The busy little lie between them flew: "If this is not perfection," Love would
sigh,
"Perfection is a great, black, thumping lie . . ."
Endearments, kisses, grunts, and whispered oaths;
But were her thoughts on breakfast, or on clothes?
Or, lightly and without condescension, he can spin a whimsy for children, as in Brother:
It's odd enough to be alive with others, But odder still to have sisters and brothers:
To make one of a characteristic litter--
The sisters puzzled and vexed, the brothers vexed and bitter
That this one wears, though flattened by abuse,
The family nose for individual use. Yet his verse can darken majestically, as in The Cuirassiers of the Frontier, his remarkable evocation of the last years of the Roman Empire. It is a verse rough with contempt:
Goths, Vandals, Huns, Isaurian mountaineers,
Made Roman by our Roman sacrament, We can know little (as we care little) Of the Metropolis: her candled churches, Her white-gowned pederastic senators. . .

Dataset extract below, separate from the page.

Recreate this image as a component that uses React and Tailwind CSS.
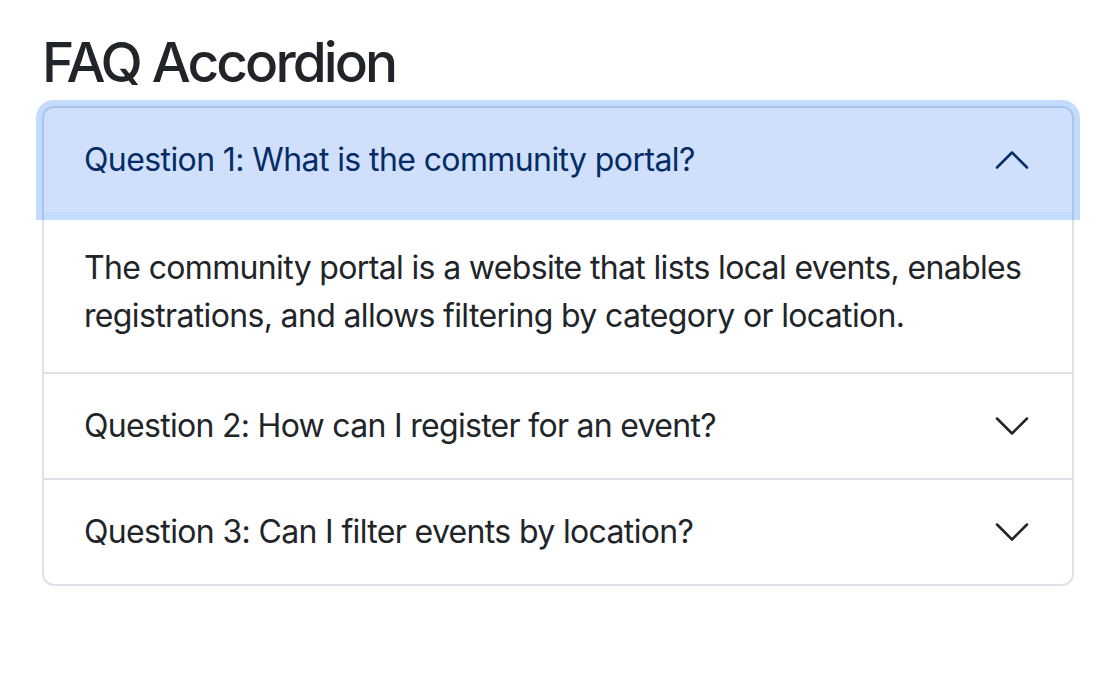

The middle stanzas shrug at the new Christian godliness, and the last lines speak eloquently a creed of fatalism:
That we continue watchful on the rampart
Concerns no priest. A gaping silken dragon,
Puffed by the wind, suffices us for God. We, not the City, are the Empire's soul:
A rotten tree lives only in its rind.
Hand-Made Quality. Graves, like most writers, would profit if prevented by law from talking about his work. He has said, truthfully but with ill-seeming defensiveness: "The obstinate habit I have formed of refusing to adopt a synthetic period style, or join any literary racket, has given my poems what would be called a 'handmade, individual craftsmanship quality.' " This is the sneer of a writer who feels that he has received less than his due, and the same poorly disguised pain is visible in his dedication of Collected Poems, To Calliope:
. . . No: nothing reads so fresh as I first thought,
Or as you could wish--
Yet must I, when jar worse is eagerly bought,
Cry stinking fish?
Graves need not cry any such thing; his fish are newly netted, gold and silver, rare as any in the sea.